Nasty Piece of Stuff, images courtesy of Jordan Baseman

We’ve traditionally thought of animation in terms of drawings or models that, frame-by-frame, have been made to seem to move. However, animation now includes ‘normal’, real-time films that have been intensively worked with rapid edits and cuts, repeats and reversals, speedings-up and slowings-down, collage effects and digital manipulations. And also instances in which the frames of a real action shot are taken one by one, the animation happening effectively within the camera.

Essentially, animation is film that has been used or taken in a ‘wrong way’. And it seems natural and interesting to ask: what might trigger a filmmaker to want to muck about with film? And in what ways has this ‘wrongness’ of animation become meaningful to artists, and to viewers?

An Animate Projects conference at Tate Modern earlier this year was called Animation Breakdown.  Artists and others duly gave a breakdown of various kinds of approaches. But the tongue-in-cheek implication of the title wasn’t given an airing: animation as breakdown. Animation as a type of failure, or as a manifestation of the mind giving way, even.

I was reminded of this second idea of psychological breakdown when I watched one of Jordan Baseman’s recent films. He is now well known for his films in which people he’s contacted, usually via advertisements, talk to camera. More recently, he’s often used other footage that he’s filmed or found to accompany the voice of his subject. Nasty Piece of Stuff is the first of his films to use animation techniques extensively, in order to create some extraordinary visuals for a film about a man he met in Soho.

Here’s Jordan Baseman’s description of how he made the film: “Nasty Piece of Stuff is a stop frame animation shot on 16mm film but edited digitally, frame by frame. The animations in the street were interesting – some shots were done walking around and moving the camera every which way and some were from a moving car. The digital construction of the work took a considerable amount of time; nearly three months. It isn’t speeded up – I used just in-camera techniques.”

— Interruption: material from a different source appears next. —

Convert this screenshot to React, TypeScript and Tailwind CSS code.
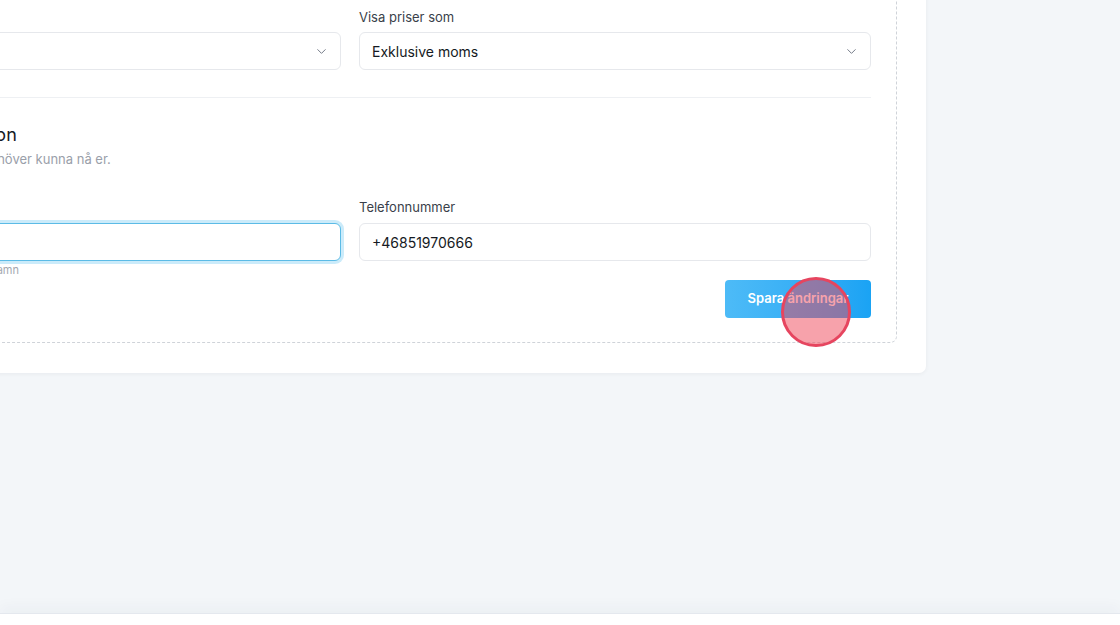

In Nasty Piece of Stuff, the man talks about how, years ago, he was raped – and how this gave rise to a whole series of other violations. There are undertones of disgust and incredulity, but he speaks throughout in a shockingly moderate way, his voice cracking only slightly here and there. The animated visuals, on the other hand, perform a violently agitated, staccato dance, as if in answer to him. Each time he speaks, there’s a burst of images of a streetscape at night, or of the trails of city lights; each time he’s silent, the screen is blank.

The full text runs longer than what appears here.